**Task details**
It is required that the lines from the top of the listing through the line with "import React from 'react';" be reproduced exactly, excluding pictures.

**Dataset section**
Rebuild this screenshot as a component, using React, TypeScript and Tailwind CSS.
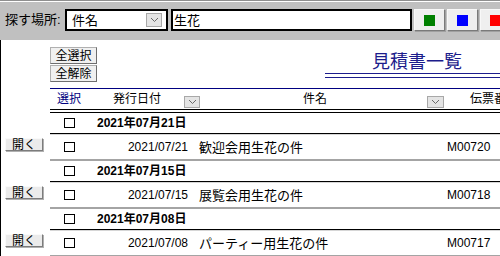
import React from 'react';

const rows = [
  { group: '2021年07月21日', date: '2021/07/21', subject: '歓迎会用生花の件', no: 'M00720' },
  { group: '2021年07月15日', date: '2021/07/15', subject: '展覧会用生花の件', no: 'M00718' },
  { group: '2021年07月08日', date: '2021/07/08', subject: 'パーティー用生花の件', no: 'M00717' },
];

function Chevron({ className }: { className: string }) {
  return (
    <div className={`flex shrink-0 items-center justify-center border border-[#a8a8a8] bg-[#e4e4e4] ${className}`}>
      <svg width="9" height="6" viewBox="0 0 9 6">
        <polyline points="1,1 4.5,4.5 8,1" fill="none" stroke="#6a6a6a" strokeWidth="1" />
      </svg>
    </div>
  );
}

function Check() {
  return <div className="h-[10px] w-[11px] border border-black bg-white" />;
}

function ColorButton({ color }: { color: string }) {
  return (
    <div className="flex h-[22px] w-[31px] shrink-0 items-center justify-center border border-t-[#f8f8f8] border-l-[#f8f8f8] border-r-[#7a7a7a] border-b-[#7a7a7a] bg-[#efefef] shadow-[1px_1px_0_#a0a0a0]">
      <div className={`h-[11px] w-[11px] ${color}`} />
    </div>
  );
}

export default function App() {
  return (
    <div className="h-[256px] w-[500px] overflow-hidden bg-white font-['Liberation_Sans','Noto_Sans_CJK_JP',sans-serif] text-black">
      {/* search toolbar */}
      <div className="h-[40px] border-t border-[#8f8f8f] bg-[#c0c0c0]">
        <div className="flex h-full items-start border-t border-white pt-[7px]">
          <div className="w-[65px] shrink-0 pl-[5px] text-[13px] leading-[22px]">探す場所:</div>
          <div className="flex h-[22px] w-[103px] shrink-0 items-center justify-between border-2 border-black bg-white pl-[5px] pr-[4px]">
            <span className="text-[13px] leading-none">件名</span>
            <Chevron className="h-[14px] w-[16px]" />
          </div>
          <div className="ml-[3px] flex h-[22px] w-[241px] shrink-0 items-center border-2 border-black bg-white pl-[1px]">
            <span className="text-[13px] leading-none">生花</span>
          </div>
          <div className="ml-[2px] flex gap-[2px]">
            <ColorButton color="bg-[#008000]" />
            <ColorButton color="bg-[#0000ff]" />
            <ColorButton color="bg-[#ff0000]" />
          </div>
        </div>
      </div>

      {/* list area */}
      <div className="h-[216px] border-l border-black">
        <div className="flex h-[48px]">
          <div className="ml-[49px] flex flex-col gap-[1px] pt-[7px]">
            {['全選択', '全解除'].map((t) => (
              <div
                key={t}
                className="flex h-[17px] w-[47px] items-center justify-center border border-[#b0b0b0] border-r-[#6e6e6e] border-b-[#6e6e6e] bg-[#f0f0f0] text-[12px] leading-none"
              >
                {t}
              </div>
            ))}
          </div>
          <div className="ml-auto w-[175px] shrink-0 pt-[12px]">
            <div className="h-[21px] pl-[47px] text-[18px] leading-[21px] whitespace-nowrap text-[#1c1c8c]">見積書一覧</div>
            <div className="h-[5px] border-y border-[#1c1c8c]" />
          </div>
        </div>

        {/* header */}
        <div className="ml-[49px] overflow-hidden">
          <div className="flex h-[21px] items-center border-t border-[#000080] text-[12px]">
            <div className="w-[38px] shrink-0 text-center text-[#000080]">選択</div>
            <div className="w-[25px] shrink-0" />
            <div className="w-[71px] shrink-0">発行日付</div>
            <Chevron className="mt-[6px] h-[12px] w-[16px]" />
            <div className="w-[103px] shrink-0" />
            <div className="w-[124px] shrink-0">件名</div>
            <Chevron className="mt-[6px] h-[12px] w-[17px]" />
            <div className="w-[26px] shrink-0" />
            <div className="shrink-0 whitespace-nowrap">伝票番号</div>
          </div>
          <div className="h-[4px] border-y border-black" />
        </div>

        {rows.map((r) => (
          <div key={r.no}>
            <div className="ml-[49px] flex h-[21px] items-center border-b border-black">
              <div className="flex w-[38px] shrink-0 justify-center">
                <Check />
              </div>
              <div className="pl-[9px] text-[12px] font-bold leading-none">{r.group}</div>
            </div>
            <div className="flex h-[27px]">
              <div className="w-[49px] shrink-0 pl-[4px] pt-[4px]">
                <div className="flex h-[13px] w-[38px] items-center justify-center border border-t-[#fafafa] border-l-[#fafafa] border-r-[#7c7c7c] border-b-[#7c7c7c] bg-[#ebebeb] text-[12px] leading-none shadow-[1px_1px_0_#b0b0b0]">
                  開く
                </div>
              </div>
              <div className="flex flex-1 items-center border-t border-b-2 border-t-[#d6d6d6] border-b-[#a4a4a4]">
                <div className="flex w-[38px] shrink-0 justify-center">
                  <Check />
                </div>
                <div className="w-[102px] shrink-0 pr-[2px] text-right text-[12px] leading-none">{r.date}</div>
                <div className="w-[255px] shrink-0 pl-[9px] text-[13px] leading-none">{r.subject}</div>
                <div className="pl-[2px] text-[12px] leading-none">{r.no}</div>
              </div>
            </div>
          </div>
        ))}
      </div>
    </div>
  );
}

**Answer below**
Rebuild this screenshot as a component, using React, TypeScript and Tailwind CSS.
import React from 'react';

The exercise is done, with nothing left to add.